5
votes

Current Situation

I am using the percolate feature of elasticsearch. It works all well - I get the matching percolate-ids back for a new document and can build basically an inverse search. Up until now all great.

Problem

Here comes the problem: I want to have a score expressing how well the given document matches the query of a percolator (exactly the score a normal query gives me). To do this I added the track_scores, but got no luck.

I found this in the documentation for track_scores:

...The score is based on the query and represents how the query matched to the percolate query’s metadata and not how the document being percolated matched to the query...

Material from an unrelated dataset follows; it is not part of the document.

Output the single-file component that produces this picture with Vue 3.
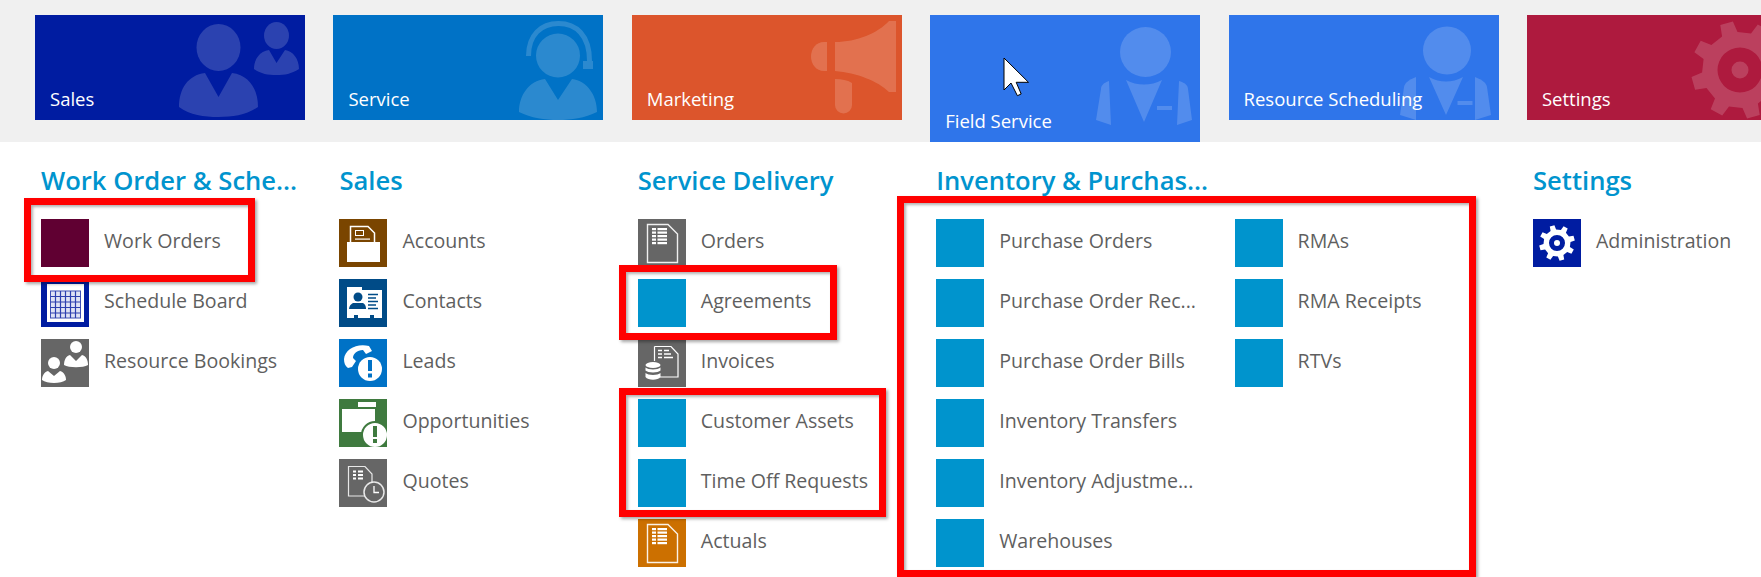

Is what I want/need even possible?

Example showing the problem

Here a sample demonstrating the problem (taken from elasticsearch.org). Here the score returned in the percolate-response is always 1.0, regardless of the input document:

//Index the percolator
curl -XPUT 'localhost:9200/my-index/.percolator/1' -d '{
    "query" : {
        "match" : {
            "message" : "bonsai tree"
        }
    }
}'

Percolate first document:

curl -XGET 'localhost:9200/my-index/message/_percolate' -d '{
    "doc" : {
        "message" : "A new bonsai tree in the office"
    },
    "track_scores" : "true"
}'


//...returns
{"took": 1, "_shards": {
    "total": 5,
    "successful": 5,
    "failed": 0
}, "total": 1, "matches": [
    {
        "_index": "my-index",
        "_id": "1",
        "_score": 1.0 <-- Score
    }
]}

Percolate a second (different) one:

//Percolate a second one
curl -XGET 'localhost:9200/my-index/message/_percolate' -d '{
    "doc" : {
        "message" : "A new bonsai tree in the office next to another bonsai tree is cool!"
    },
     "track_scores" : "true"
}'


//...returns
{"took": 3, "_shards": {
    "total": 5,
    "successful": 5,
    "failed": 0
}, "total": 1, "matches": [
    {
        "_index": "my-index",
        "_id": "1",
        "_score": 1.0 <-- SAME Score, but different document (other score needed here!)
    }
]}

What would I need

I want to have a score of something like 0.8 for the first document and something like 0.9 for the second one. But they can not have the same score like they did here. How can I achieve what I want?

Thanks a lot for any idea and help.

2
Does anyone know if Elastic plans to support this functionality in future versions? I don't understand the technical road block to adding this functionality.JimSTAT

2 Answers

3
votes

Score is relative to other documents in the data set. You could potentially do some sort of custom scoring where you only focus on term frequency/inverse document frequency of the document on hand, but probably won't be terribly effective, but might be good enough.

I am not not sure if this is a viable solution for your problem, but one approach would be re-run all matching percolate queries against the whole dataset and grab your docs score from a that and re-index the document with that data. Since it is all relative, this would potentially require you to then update all the other documents matching the query. Likely, it would be best to do the global re-score at some set interval.

-1
votes

Your document does not define a query to limit the search space. The _score is calculated on this query, not the queries you percolate against.